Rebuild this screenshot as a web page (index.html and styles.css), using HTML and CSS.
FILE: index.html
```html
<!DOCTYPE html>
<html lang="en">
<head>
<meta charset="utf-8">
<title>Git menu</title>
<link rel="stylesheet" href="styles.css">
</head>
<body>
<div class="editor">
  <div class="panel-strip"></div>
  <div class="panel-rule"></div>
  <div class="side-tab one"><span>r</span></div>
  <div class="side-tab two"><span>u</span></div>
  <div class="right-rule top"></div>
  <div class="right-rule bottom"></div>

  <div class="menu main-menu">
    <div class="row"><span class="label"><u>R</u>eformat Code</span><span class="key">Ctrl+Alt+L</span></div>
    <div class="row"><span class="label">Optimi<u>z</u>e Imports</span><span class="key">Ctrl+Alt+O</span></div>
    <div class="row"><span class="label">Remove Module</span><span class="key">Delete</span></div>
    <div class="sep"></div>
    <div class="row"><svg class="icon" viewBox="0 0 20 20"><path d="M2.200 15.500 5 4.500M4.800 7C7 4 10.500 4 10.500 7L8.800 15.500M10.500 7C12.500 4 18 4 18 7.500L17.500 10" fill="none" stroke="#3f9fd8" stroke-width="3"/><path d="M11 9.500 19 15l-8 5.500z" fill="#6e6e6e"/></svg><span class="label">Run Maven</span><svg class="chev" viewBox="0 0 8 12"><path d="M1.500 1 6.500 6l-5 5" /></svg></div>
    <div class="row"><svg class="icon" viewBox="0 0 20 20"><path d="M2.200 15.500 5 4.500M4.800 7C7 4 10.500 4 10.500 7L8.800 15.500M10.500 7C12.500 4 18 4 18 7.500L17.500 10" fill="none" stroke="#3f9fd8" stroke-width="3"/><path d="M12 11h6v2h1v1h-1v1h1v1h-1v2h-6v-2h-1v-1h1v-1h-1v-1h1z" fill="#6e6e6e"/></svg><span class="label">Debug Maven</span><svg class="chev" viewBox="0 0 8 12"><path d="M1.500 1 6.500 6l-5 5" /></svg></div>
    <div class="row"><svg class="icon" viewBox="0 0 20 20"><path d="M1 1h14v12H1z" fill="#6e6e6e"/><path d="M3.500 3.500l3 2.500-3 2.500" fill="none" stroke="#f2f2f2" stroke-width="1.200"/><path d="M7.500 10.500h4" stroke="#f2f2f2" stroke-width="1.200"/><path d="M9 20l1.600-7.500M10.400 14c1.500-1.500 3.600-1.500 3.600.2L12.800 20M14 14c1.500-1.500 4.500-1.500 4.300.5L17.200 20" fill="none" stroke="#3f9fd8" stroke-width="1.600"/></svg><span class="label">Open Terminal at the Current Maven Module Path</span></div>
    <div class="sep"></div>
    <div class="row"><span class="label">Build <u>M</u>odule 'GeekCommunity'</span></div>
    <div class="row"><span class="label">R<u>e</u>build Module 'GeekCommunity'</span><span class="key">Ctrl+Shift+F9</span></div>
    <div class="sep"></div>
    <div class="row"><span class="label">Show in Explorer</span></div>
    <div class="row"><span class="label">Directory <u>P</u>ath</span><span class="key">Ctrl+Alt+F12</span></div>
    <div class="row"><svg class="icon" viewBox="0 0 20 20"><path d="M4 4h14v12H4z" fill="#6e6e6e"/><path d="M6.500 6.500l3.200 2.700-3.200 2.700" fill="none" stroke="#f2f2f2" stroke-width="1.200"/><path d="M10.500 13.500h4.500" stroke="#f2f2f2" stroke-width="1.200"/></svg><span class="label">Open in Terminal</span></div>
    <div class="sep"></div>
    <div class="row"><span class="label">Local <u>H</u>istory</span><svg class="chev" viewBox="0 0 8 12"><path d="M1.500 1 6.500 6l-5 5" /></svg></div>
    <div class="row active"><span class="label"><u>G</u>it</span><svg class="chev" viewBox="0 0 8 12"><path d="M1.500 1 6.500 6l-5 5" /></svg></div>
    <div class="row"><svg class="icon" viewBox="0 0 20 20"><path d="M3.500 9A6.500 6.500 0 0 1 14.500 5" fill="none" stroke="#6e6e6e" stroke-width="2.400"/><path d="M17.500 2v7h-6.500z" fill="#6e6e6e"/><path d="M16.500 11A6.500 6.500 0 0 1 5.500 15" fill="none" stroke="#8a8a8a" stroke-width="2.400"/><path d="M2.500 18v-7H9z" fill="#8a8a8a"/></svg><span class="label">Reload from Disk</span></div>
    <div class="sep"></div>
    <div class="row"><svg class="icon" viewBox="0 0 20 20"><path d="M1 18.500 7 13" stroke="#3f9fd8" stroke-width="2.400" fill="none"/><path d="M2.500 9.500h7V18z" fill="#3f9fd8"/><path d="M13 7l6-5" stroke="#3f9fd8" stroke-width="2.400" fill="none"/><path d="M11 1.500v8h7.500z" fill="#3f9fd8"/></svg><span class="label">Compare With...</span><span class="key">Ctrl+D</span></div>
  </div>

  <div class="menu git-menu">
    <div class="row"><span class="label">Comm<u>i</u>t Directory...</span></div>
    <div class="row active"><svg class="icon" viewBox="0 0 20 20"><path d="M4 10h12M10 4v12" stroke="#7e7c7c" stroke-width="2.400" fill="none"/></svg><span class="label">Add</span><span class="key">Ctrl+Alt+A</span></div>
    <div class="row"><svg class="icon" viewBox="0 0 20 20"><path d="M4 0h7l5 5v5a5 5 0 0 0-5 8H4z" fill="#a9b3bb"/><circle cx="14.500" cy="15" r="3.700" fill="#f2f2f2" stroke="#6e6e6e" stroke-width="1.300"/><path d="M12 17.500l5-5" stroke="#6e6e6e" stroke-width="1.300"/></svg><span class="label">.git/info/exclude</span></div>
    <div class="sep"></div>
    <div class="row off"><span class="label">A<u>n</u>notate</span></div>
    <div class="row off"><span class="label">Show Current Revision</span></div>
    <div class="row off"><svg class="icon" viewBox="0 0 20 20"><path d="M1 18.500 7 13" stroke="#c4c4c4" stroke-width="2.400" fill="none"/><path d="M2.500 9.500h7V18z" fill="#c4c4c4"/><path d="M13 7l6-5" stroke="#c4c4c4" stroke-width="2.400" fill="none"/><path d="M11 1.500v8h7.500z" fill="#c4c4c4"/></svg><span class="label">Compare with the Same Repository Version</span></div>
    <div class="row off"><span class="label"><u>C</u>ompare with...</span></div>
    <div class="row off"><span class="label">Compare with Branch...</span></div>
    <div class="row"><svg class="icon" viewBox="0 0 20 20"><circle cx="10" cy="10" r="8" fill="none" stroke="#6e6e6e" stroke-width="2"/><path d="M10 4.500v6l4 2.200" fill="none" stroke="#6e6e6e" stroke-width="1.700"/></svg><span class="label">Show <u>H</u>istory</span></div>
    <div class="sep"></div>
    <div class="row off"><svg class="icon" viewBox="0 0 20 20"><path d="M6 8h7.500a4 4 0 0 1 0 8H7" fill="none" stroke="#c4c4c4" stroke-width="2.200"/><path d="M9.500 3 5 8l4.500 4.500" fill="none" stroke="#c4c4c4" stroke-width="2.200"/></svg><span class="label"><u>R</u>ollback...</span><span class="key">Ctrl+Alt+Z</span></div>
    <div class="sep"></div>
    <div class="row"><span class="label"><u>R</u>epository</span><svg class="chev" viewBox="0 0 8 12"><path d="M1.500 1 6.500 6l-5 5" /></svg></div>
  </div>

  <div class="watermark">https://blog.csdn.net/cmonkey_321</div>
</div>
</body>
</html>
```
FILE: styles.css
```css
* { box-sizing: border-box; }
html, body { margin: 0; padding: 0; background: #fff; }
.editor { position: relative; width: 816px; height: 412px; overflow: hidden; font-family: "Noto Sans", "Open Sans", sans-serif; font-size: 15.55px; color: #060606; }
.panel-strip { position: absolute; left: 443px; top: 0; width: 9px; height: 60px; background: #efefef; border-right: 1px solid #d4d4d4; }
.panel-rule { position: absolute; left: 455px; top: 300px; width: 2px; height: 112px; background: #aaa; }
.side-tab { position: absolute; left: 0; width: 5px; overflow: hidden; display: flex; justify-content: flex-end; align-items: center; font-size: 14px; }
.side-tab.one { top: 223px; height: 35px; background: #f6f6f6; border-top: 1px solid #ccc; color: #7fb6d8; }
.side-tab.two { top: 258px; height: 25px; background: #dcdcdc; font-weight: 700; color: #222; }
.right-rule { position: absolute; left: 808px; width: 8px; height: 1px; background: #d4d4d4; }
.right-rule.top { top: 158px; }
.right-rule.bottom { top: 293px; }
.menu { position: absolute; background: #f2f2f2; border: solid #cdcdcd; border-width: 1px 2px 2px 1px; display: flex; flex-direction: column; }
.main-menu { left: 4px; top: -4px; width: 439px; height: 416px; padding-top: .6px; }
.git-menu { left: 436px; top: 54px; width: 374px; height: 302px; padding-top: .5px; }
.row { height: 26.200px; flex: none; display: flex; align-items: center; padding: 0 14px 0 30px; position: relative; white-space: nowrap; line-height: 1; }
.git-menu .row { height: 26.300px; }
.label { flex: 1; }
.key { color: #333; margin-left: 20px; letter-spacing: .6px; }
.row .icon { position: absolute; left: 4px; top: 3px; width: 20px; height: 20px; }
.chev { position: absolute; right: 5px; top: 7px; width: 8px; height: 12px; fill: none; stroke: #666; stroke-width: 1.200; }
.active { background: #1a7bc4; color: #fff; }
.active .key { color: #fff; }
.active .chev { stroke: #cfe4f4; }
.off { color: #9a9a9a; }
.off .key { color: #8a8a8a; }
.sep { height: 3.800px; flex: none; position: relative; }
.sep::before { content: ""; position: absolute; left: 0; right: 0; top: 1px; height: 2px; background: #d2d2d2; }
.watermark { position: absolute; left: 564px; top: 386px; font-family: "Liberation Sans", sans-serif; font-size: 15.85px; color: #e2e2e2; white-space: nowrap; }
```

..............................

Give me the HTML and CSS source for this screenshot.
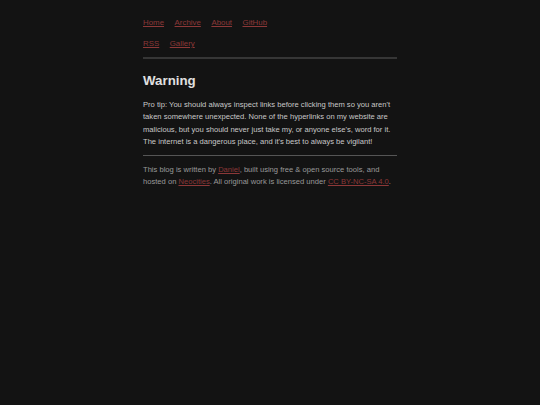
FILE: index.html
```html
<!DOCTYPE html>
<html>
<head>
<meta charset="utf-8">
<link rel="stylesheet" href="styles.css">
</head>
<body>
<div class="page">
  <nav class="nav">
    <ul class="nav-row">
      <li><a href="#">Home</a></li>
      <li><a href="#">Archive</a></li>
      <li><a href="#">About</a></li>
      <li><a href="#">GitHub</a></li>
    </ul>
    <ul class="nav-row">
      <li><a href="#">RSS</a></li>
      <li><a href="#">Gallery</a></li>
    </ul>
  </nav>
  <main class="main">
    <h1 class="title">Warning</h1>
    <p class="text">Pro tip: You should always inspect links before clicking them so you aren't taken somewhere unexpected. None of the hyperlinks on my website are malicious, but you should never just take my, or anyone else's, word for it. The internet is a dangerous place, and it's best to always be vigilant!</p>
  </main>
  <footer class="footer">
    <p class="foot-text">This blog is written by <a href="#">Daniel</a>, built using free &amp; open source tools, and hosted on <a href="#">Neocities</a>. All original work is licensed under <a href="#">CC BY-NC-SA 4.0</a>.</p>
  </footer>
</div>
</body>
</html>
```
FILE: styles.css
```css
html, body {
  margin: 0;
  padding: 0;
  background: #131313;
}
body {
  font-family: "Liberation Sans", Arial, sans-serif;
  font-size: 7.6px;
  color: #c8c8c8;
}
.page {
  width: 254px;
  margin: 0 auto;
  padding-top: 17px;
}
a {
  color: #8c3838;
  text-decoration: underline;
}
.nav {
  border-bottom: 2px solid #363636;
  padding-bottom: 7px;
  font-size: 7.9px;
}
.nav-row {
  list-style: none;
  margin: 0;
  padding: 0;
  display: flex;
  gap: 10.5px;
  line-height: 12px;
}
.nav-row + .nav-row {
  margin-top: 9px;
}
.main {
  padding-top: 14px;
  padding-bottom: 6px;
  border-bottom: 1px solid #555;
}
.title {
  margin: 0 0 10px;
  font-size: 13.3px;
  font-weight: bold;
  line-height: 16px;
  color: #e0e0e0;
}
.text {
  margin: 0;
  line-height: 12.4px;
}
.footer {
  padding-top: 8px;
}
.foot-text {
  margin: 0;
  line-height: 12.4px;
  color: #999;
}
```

..............................

Exercise brief
Copy out each line in the preceding records that contains "using".

Right answer
Rebuild this screenshot as a web page (index.html and styles.css), using HTML and CSS.
    <p class="foot-text">This blog is written by <a href="#">Daniel</a>, built using free &amp; open source tools, and hosted on <a href="#">Neocities</a>. All original work is licensed under <a href="#">CC BY-NC-SA 4.0</a>.</p>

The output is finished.